Trending lower were exports of Miscellaneous Manufactured Commodities (a catchall category of merchandise ranging from medical equipment to sporting goods) slipped lower by 5.0% to $3.36 billion from $3.54 billion. Chemical exports (including pesticides and fertilizers; pharmaceutical products; paints and adhesives; soap and cleaning products; and raw plastics, resins, and rubber) also declined, falling 3.3% to $3.32 billion from $3.43 billion. 

Mexico remained California’s most important export destination during the last three months, despite anxieties over the future of NAFTA. Shipments south of the border edged up 2.2% to $6.20 billion from $6.07 billion. Exports to China jumped 20.2% to $4.04 billion from $3.59 billion. In third place was Canada, which took in $3.87 billion in California exports, off 0.7% from $3.89 billion last year. In fourth place was Hong Kong, which saw its imports from California soar by 93.4% to $3.51 billion from $1.87 billion. Japan ranked fifth, importing $3.41 billion in goods from California, up by 19.9% from $2.85 billion a year earlier. South Korea, up 22.5% to $2.48 billion from $2.03 billion, rounded out the list of foreign markets importing at least $2 billion in merchandise from California during the past three months.

The state’s export trade with the economies of East Asia leapt by 25.1% to $16.63 billion from $13.30 billion. By comparison, California’s exports to the European Union moved up by 7.0% to $7.97 billion from $7.45 billion. Mexico and Canada, America’s partners in the North American Free Trade Area, accounted for 23.7% of California’s merchandise export trade in the latest three-month period. Exports to our two neighbors nudged up a combined 1.1% to $10.07 billion from $9.86 billion one year earlier.

By mode of transport, 49.7% of the state’s $42.44 billion merchandise export trade during the most recent three months went by air, while waterborne transport carried 28.4% of the outbound trade. The balance traveled overland to Canada and Mexico.

The Outlook

Economic abroad continue to look favorable for California exporters. China’s economy is expanding, and growth prospects in much of Europe are improving. And, although the process of renegotiating the terms of the North American Free Trade Agreement are formally underway, there appears little reason to expect that U.S. trade with Mexico and Canada will be disrupted, at least in the short-term.

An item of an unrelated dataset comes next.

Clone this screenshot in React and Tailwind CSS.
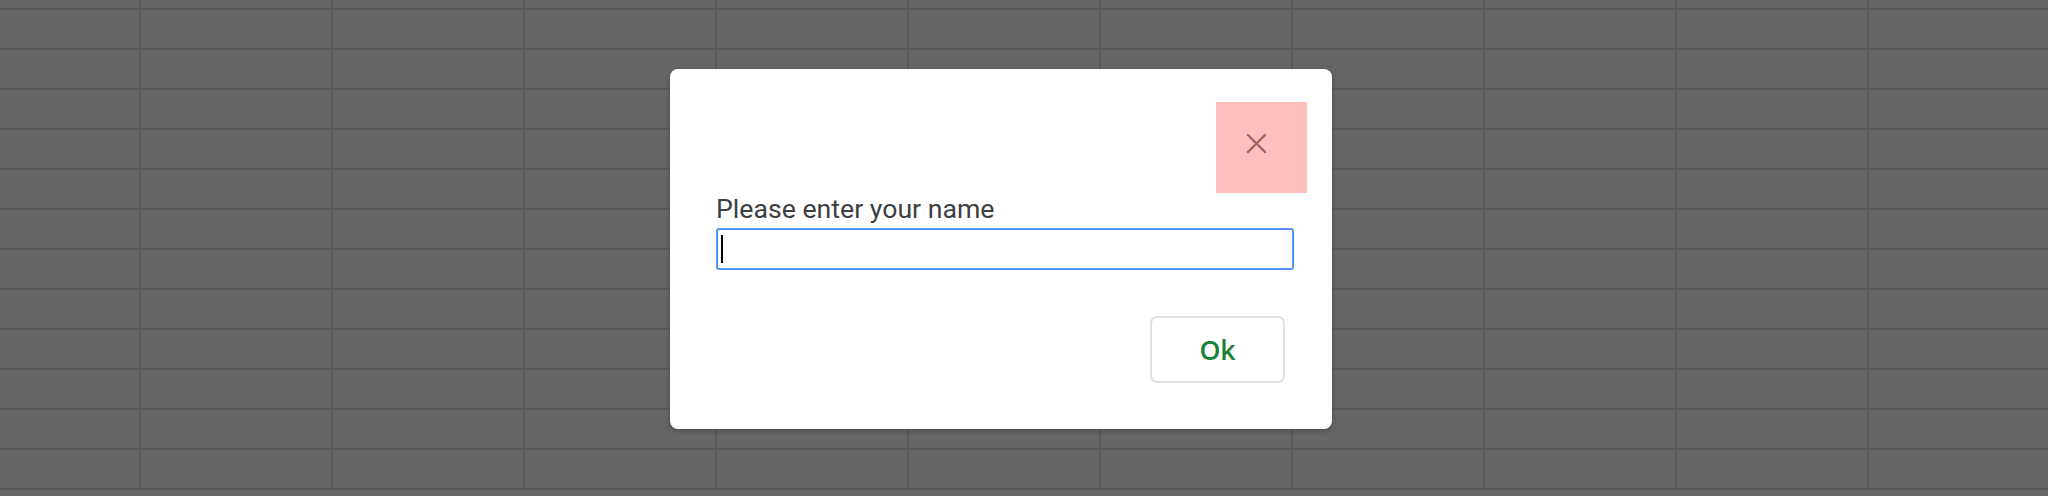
import React from "react";

const COLS = 11;
const ROWS = 13;

function Sheet() {
  const rows = [];
  for (let r = 0; r < ROWS; r++) {
    const cells = [];
    for (let c = 0; c < COLS; c++) {
      cells.push(
        <div
          key={c}
          className={
            (c === 0 ? "w-[141px] " : "w-[192px] ") +
            "shrink-0 border-r-2 border-b-2 border-[#5a5a5a] h-full"
          }
        />
      );
    }
    rows.push(
      <div key={r} className={(r === 0 ? "h-[10px] " : "h-[40px] ") + "flex shrink-0"}>
        {cells}
      </div>
    );
  }
  return <div className="flex flex-col w-[2048px] h-[496px] overflow-hidden bg-[#666666]">{rows}</div>;
}

export default function App() {
  return (
    <div className="relative w-[2048px] h-[496px] overflow-hidden bg-[#666666]" style={{ fontFamily: "Roboto, 'Liberation Sans', sans-serif" }}>
      <Sheet />
      <div className="absolute inset-0 flex items-start pt-[69px] pl-[670px]">
        <div
          role="dialog"
          className="w-[662px] h-[360px] bg-white rounded-[8px] shadow-[0_2px_6px_rgba(0,0,0,0.25)] flex flex-col pt-[33px]"
        >
          <div className="flex justify-end pr-[25px]">
            <button className="w-[91px] h-[91px] bg-[#ffbfbf] flex items-start justify-start pt-[31px] pl-[30px]">
              <svg width="21" height="21" viewBox="0 0 21 21" fill="none">
                <path d="M2 2 L19 19 M19 2 L2 19" stroke="#a46262" strokeWidth="2.4" strokeLinecap="round" />
              </svg>
            </button>
          </div>
          <div className="pl-[46px] mt-[1px] text-[26.67px] leading-[31px] text-[#3c4043]">
            Please enter your name
          </div>
          <div className="ml-[46px] mt-[3px] w-[578px] h-[42px] border-2 border-[#5594f7] rounded-[3px] relative">
            <div className="absolute left-[3px] top-[5px] w-[2px] h-[28px] bg-black" />
          </div>
          <div className="flex justify-end pr-[47px] mt-[46px]">
            <button
              className="w-[135px] h-[67px] border-2 border-[#e0e1e5] rounded-[7px] bg-white text-[#188038] text-[26.67px] font-semibold flex items-center justify-center"
              style={{ fontFamily: "'Open Sans', Lato, sans-serif" }}
            >
              Ok
            </button>
          </div>
        </div>
      </div>
    </div>
  );
}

For California and other states whose industries are closely linked to the economies of the Far East, the main concern right now lies with the security threat posed by North Korea and the danger it presents to transpacific trade. For the time being, President Trump has been soft-pedaling his customary complaints about America’s trade deficit with China in the hope that Chinese President Xi will rein in the belligerence of Kim Jong-un’s regime in Pyongyang. If there is insufficient progress on that front, Trump may retreat to the hardline position he embraced toward China during last year’s election campaign, which could have a chilling effect on transpacific trade.


Note: The U.S. Commerce Department has been publishing state-of-destination import statistics since 2008. Beacon Economics has long felt that state import data provide a highly misleading indication of the state in which imported goods were ultimately consumed. As a major gateway for the nation’s foreign trade, California has consistently been credited with an out-sized share of U.S. merchandise imports. However, we now believe that the process by which state-of-destination import statistics are compiled has become stable enough to be used to measure relative increases or decreases in the value of imported goods consumed or otherwise used by residents or businesses located in California. We emphasize that we are primarily interested in determining trends. We continue to think it highly inadvisable to combine state export and import statistics to calculate a state trade balance.